Schofield suggests the following foster parent qualities also influence placement stability:
- Sensitivity towards the child
- Accepting the child for who he or she is
- Responding to the emotional age of the child
- Sensitive and proactive parenting around birth family issues and contact
- Active parenting regarding education, activities, life skills
- Boundaries: firm supervision yet promoting autonomy
- Enjoying a challenge!
What Can You Do?
As an individual foster parent there are some factors that contribute to placement disruption—such as the use of emergency shelters—over which you have no control. There are things you can do, however:
Ask for help. Social workers report that adoptions sometimes disrupt because adoptive families wait too long before they seek help. Ask for help before you are past the breaking point.
Use respite. Respite care should not be reserved for emergencies. Respite allows foster parents to renew their energy, which can enhance the quality and the longevity of placements.
Learn. Research suggests that foster placements are more stable when foster parents have a clear and realistic understanding of the issues their children are struggling with, and when they have the knowledge and skills needed to successfully parent their children. In particular, foster parents should take steps to learn all they can about:
- Trauma and other mental health issues that affect children in foster care
- Their children’s right to receive mental health and educational services
- How to advocate effectively for these services
- Appropriate discipline techniques, especially for children struggling with trauma, mental health issues, and oppositional/aggressive behavior
Maintain family connections for the child. Sustaining connections between children and their siblings, friends, and other family members can add to their sense of stability.
Build and maintain your own support system. Keep strong connections to your family, friends, faith community, other foster parents—all the resources you need to stay healthy and keep fostering.
The National Foster Parent Association's
Position on Moving Children in Foster Care
Children are traumatized by separation and loss. Since children in the foster care system have already experienced trauma, special care must be taken by service providers not to compound it. The attachments children form with their parents and other caregivers should be recognized and respected.
Children in foster care often develop strong attachments to their foster parents; at times these are as strong as the bonds they have with their biological parents. The younger the child and the longer the placement, the greater the impact of moving that child from the foster parents to whom the child has become attached.

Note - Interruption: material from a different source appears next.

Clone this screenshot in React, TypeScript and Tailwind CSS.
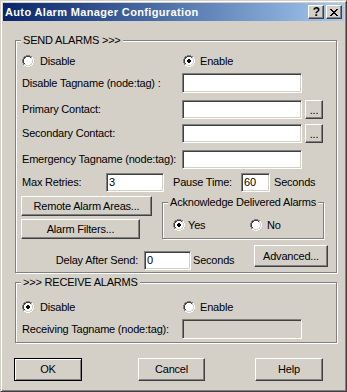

It is sometimes necessary to move a child because of imminent danger. However, moving a child from a successful foster care placement should be done only as a last resort, after support and services have been offered to the child and family to prevent the move. If a child must be moved, there should always be a transition plan for the child, developed with the child’s age and attachment needs in mind, as well as the depth of the child’s attachment to the foster parents and foster siblings.